# Goal
Output the material beneath this task exactly, images excluded.

# Data shown
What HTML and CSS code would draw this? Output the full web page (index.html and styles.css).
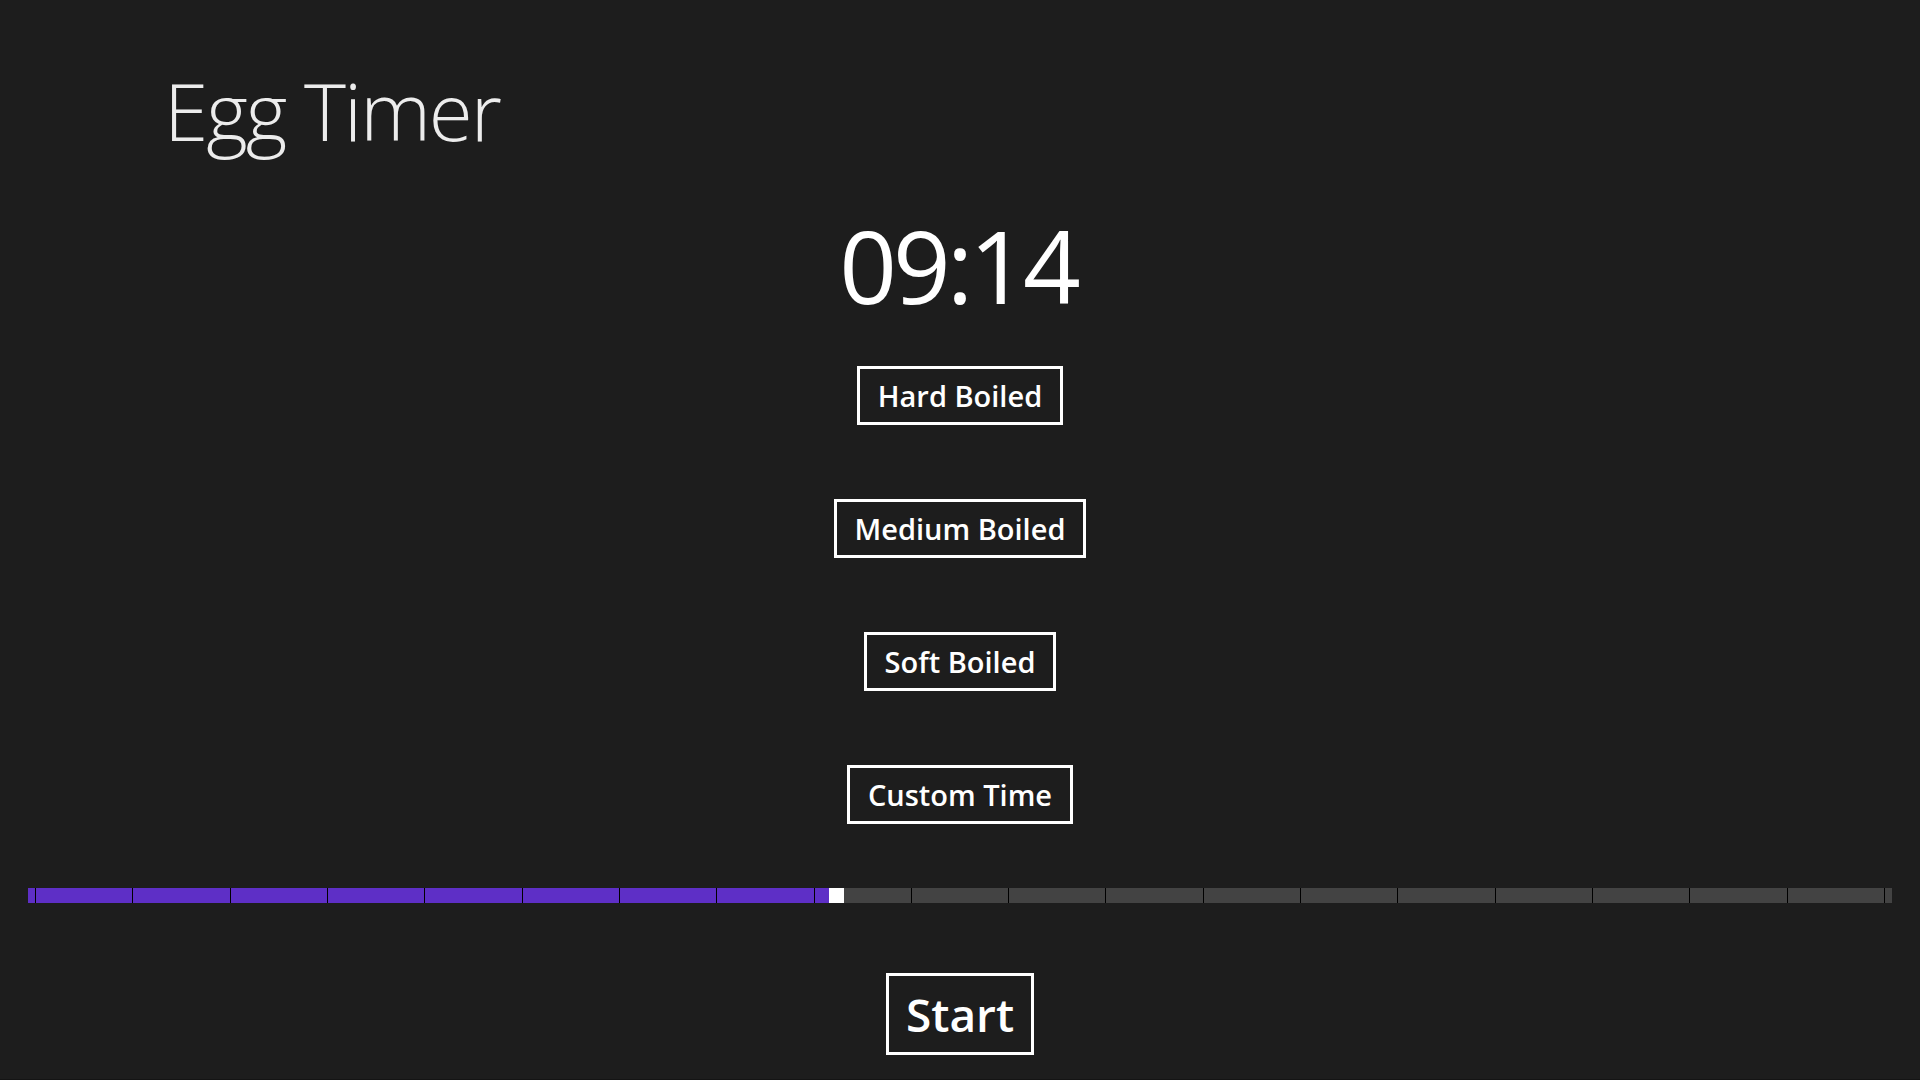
FILE: index.html
```html
<!DOCTYPE html>
<html lang="en">
<head>
<meta charset="utf-8">
<title>Egg Timer</title>
<link rel="stylesheet" href="styles.css">
</head>
<body>
<div class="page">
  <h1 class="title">Egg Timer</h1>
  <div class="clock">09:14</div>
  <div class="presets">
    <button class="btn">Hard Boiled</button>
    <button class="btn">Medium Boiled</button>
    <button class="btn">Soft Boiled</button>
    <button class="btn">Custom Time</button>
  </div>
  <div class="slider">
    <div class="track">
      <div class="fill" style="width:801px"></div>
      <div class="thumb"></div>
      <div class="rest"></div>
    </div>
    <div class="ticks">
      <span></span><span></span><span></span><span></span><span></span>
      <span></span><span></span><span></span><span></span><span></span>
      <span></span><span></span><span></span><span></span><span></span>
      <span></span><span></span><span></span><span></span><span></span>
    </div>
  </div>
  <div class="actions">
    <button class="btn btn-start">Start</button>
  </div>
</div>
</body>
</html>
```
FILE: styles.css
```css
html, body {
  margin: 0;
  padding: 0;
  background: #1d1d1d;
}
.page {
  height: 1079px;
  border-bottom: 1px solid #141414;
  display: flex;
  flex-direction: column;
  font-family: "Open Sans", "Noto Sans", sans-serif;
  color: #ffffff;
}
.title {
  margin: 0;
  padding: 70px 0 0 164px;
  font-weight: 300;
  font-size: 80px;
  line-height: 80px;
  letter-spacing: -2px;
  color: #ececec;
}
.clock {
  margin-top: 65px;
  text-align: center;
  font-weight: 400;
  font-size: 101px;
  line-height: 101px;
  letter-spacing: -4px;
  padding-right: 4px;
}
.presets {
  margin-top: 50px;
  display: flex;
  flex-direction: column;
  align-items: center;
  gap: 74px;
}
.btn {
  font-family: "Open Sans", "Noto Sans", sans-serif;
  font-weight: 600;
  font-size: 29px;
  line-height: 53px;
  color: #ffffff;
  background: transparent;
  border: 3px solid #ffffff;
  border-radius: 0;
  padding: 0 18px;
  margin: 0;
}
.slider {
  margin: 64px 28px 0 28px;
  display: grid;
  height: 15px;
}
.track, .ticks {
  grid-area: 1 / 1;
}
.track {
  display: flex;
}
.fill {
  background: #5e2fc6;
}
.thumb {
  width: 15px;
  background: #ffffff;
}
.rest {
  flex: 1;
  background: #434343;
}
.ticks {
  display: flex;
  justify-content: space-between;
  padding: 0 7px;
}
.ticks span {
  width: 1px;
  background: #000000;
}
.actions {
  margin-top: 70px;
  display: flex;
  justify-content: center;
}
.btn-start {
  font-size: 46px;
  line-height: 76px;
  padding: 0 17px;
}
```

# The reply
What HTML and CSS code would draw this? Output the full web page (index.html and styles.css).
FILE: index.html
```html
<!DOCTYPE html>
<html lang="en">
<head>
<meta charset="utf-8">
<title>Egg Timer</title>
<link rel="stylesheet" href="styles.css">
</head>
<body>
<div class="page">
  <h1 class="title">Egg Timer</h1>
  <div class="clock">09:14</div>
  <div class="presets">
    <button class="btn">Hard Boiled</button>
    <button class="btn">Medium Boiled</button>
    <button class="btn">Soft Boiled</button>
    <button class="btn">Custom Time</button>
  </div>
  <div class="slider">
    <div class="track">
      <div class="fill" style="width:801px"></div>
      <div class="thumb"></div>
      <div class="rest"></div>
    </div>
    <div class="ticks">
      <span></span><span></span><span></span><span></span><span></span>
      <span></span><span></span><span></span><span></span><span></span>
      <span></span><span></span><span></span><span></span><span></span>
      <span></span><span></span><span></span><span></span><span></span>
    </div>
  </div>
  <div class="actions">
    <button class="btn btn-start">Start</button>
  </div>
</div>
</body>
</html>
```
FILE: styles.css
```css
html, body {
  margin: 0;
  padding: 0;
  background: #1d1d1d;
}
.page {
  height: 1079px;
  border-bottom: 1px solid #141414;
  display: flex;
  flex-direction: column;
  font-family: "Open Sans", "Noto Sans", sans-serif;
  color: #ffffff;
}
.title {
  margin: 0;
  padding: 70px 0 0 164px;
  font-weight: 300;
  font-size: 80px;
  line-height: 80px;
  letter-spacing: -2px;
  color: #ececec;
}
.clock {
  margin-top: 65px;
  text-align: center;
  font-weight: 400;
  font-size: 101px;
  line-height: 101px;
  letter-spacing: -4px;
  padding-right: 4px;
}
.presets {
  margin-top: 50px;
  display: flex;
  flex-direction: column;
  align-items: center;
  gap: 74px;
}
.btn {
  font-family: "Open Sans", "Noto Sans", sans-serif;
  font-weight: 600;
  font-size: 29px;
  line-height: 53px;
  color: #ffffff;
  background: transparent;
  border: 3px solid #ffffff;
  border-radius: 0;
  padding: 0 18px;
  margin: 0;
}
.slider {
  margin: 64px 28px 0 28px;
  display: grid;
  height: 15px;
}
.track, .ticks {
  grid-area: 1 / 1;
}
.track {
  display: flex;
}
.fill {
  background: #5e2fc6;
}
.thumb {
  width: 15px;
  background: #ffffff;
}
.rest {
  flex: 1;
  background: #434343;
}
.ticks {
  display: flex;
  justify-content: space-between;
  padding: 0 7px;
}
.ticks span {
  width: 1px;
  background: #000000;
}
.actions {
  margin-top: 70px;
  display: flex;
  justify-content: center;
}
.btn-start {
  font-size: 46px;
  line-height: 76px;
  padding: 0 17px;
}
```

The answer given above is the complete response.